LANSING, Mich. (WOOD) — One of Michigan’s highest-ranking elected officials is making history daily.
On Jan. 1, 2019, Garlin Gilchrist II was sworn in as the first African American to be lieutenant governor in Michigan.
He is also the first African American to be president of the state Senate and, as Gov. Gretchen Whitmer pointed out in her 2020 State of the State address, last year became the first African American lieutenant governor to sign bills into law.
“In a position like this, I know that kind of everything I do is a first,” Gilchrist told News 8 with a laugh.
The 37-year-old Detroit native takes his historic accomplishment in stride while always keeping in mind the unique responsibilities he bears.

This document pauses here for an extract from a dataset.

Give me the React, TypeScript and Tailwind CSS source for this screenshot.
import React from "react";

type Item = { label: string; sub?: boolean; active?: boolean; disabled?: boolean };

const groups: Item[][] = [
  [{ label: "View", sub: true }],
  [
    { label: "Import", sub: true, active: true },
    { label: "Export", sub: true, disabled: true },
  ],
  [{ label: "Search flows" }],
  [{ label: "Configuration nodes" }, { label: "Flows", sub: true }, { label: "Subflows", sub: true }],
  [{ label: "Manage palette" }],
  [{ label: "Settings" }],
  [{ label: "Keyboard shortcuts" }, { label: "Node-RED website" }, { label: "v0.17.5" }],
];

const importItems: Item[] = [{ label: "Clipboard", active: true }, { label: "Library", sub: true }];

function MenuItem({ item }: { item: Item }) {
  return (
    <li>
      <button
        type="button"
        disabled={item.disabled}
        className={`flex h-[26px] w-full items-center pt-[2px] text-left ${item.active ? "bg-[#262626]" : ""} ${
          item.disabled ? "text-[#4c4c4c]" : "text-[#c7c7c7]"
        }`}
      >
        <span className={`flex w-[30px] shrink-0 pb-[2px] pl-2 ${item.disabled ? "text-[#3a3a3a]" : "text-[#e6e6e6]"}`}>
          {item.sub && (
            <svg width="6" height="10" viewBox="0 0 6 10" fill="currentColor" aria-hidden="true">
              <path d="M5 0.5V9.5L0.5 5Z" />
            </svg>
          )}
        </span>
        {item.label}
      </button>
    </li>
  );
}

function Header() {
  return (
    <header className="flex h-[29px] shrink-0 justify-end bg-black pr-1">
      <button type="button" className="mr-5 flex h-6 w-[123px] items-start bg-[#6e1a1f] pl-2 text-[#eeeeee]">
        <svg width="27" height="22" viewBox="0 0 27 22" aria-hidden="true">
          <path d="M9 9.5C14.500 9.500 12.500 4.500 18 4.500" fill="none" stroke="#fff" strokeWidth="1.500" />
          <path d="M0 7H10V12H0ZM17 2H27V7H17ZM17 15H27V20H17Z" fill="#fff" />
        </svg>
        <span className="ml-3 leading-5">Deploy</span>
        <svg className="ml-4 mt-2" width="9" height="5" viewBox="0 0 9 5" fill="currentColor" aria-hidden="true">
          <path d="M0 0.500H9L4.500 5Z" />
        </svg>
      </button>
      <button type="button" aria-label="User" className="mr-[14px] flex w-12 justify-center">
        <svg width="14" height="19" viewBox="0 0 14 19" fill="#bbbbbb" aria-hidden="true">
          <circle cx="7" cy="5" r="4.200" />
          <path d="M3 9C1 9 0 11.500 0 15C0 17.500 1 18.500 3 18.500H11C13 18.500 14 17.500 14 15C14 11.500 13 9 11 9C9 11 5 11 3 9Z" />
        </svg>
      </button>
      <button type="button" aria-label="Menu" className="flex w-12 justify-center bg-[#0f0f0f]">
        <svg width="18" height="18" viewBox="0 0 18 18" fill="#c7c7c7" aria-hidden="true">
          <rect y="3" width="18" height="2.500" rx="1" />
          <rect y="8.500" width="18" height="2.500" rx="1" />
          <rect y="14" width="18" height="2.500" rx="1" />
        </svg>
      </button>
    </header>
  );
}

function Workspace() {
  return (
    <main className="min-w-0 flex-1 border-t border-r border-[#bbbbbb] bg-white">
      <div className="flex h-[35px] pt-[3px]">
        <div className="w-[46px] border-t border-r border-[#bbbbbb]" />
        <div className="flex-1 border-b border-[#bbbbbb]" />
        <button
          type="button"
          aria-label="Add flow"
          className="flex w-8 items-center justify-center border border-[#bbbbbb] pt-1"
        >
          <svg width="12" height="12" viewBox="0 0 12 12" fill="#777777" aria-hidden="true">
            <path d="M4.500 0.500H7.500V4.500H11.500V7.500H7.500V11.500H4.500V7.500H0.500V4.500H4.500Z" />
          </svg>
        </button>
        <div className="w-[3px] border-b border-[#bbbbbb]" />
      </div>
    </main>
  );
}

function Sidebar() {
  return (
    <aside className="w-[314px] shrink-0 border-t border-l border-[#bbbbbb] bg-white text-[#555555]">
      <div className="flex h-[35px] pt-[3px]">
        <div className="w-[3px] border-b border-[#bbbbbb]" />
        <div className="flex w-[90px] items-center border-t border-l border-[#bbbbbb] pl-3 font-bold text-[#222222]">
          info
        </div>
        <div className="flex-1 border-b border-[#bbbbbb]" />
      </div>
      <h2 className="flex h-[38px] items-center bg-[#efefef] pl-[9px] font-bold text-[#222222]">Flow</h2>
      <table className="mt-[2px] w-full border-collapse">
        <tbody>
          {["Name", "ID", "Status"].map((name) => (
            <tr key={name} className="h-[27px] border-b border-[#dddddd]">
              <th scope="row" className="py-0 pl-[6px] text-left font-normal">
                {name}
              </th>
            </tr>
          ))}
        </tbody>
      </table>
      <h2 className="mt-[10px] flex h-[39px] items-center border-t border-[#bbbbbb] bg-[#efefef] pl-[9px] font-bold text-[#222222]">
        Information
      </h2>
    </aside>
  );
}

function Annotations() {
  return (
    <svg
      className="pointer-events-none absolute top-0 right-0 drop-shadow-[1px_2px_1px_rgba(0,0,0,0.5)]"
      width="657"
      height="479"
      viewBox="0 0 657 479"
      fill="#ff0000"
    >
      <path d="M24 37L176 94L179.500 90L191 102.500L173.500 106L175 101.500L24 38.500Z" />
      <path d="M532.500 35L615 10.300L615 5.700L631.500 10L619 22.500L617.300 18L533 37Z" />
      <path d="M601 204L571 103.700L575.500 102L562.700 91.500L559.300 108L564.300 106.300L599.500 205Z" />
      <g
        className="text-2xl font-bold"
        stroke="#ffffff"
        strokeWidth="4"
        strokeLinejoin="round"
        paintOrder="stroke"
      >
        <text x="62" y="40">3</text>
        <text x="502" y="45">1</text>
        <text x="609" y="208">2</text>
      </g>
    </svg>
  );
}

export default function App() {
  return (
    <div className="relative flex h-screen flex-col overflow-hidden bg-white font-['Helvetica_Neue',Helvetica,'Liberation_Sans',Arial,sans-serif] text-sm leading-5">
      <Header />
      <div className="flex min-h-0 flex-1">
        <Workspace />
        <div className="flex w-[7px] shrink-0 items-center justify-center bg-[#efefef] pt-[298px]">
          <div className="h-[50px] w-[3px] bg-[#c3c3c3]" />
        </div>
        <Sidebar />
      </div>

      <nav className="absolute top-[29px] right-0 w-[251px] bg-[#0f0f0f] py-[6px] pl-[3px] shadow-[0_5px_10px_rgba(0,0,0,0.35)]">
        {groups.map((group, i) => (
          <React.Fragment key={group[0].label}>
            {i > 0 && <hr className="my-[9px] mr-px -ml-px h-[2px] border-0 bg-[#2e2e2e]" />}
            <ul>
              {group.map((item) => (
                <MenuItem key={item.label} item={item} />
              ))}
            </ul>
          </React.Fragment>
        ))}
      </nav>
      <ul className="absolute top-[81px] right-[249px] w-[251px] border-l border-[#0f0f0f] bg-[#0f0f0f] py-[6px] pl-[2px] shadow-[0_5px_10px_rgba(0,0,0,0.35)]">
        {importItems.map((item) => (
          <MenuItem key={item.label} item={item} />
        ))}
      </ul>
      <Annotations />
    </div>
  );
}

“I think it’s about making leadership actually real, that you can actually go and shake hands, that person will come and listen to you,” he said, “and I think that’s part of being a role model as a public servant.”
So how does he think the milestones may impact future generations?
“I think that children in my children’s generation will see it as normal for leadership to be as diverse as the state,” Gilchrist said. “They will see it as not even interesting that we will have people who look like them in elected office or appointed office, and so I actually hope that this anomaly wears off very quickly.”
That may be, but the firsts just keep coming. Gilchrist became perhaps the first ever lieutenant governor to join in support of a resolution in the Senate last week when he added his name to the motion to recognize February as Black History Month in Michigan.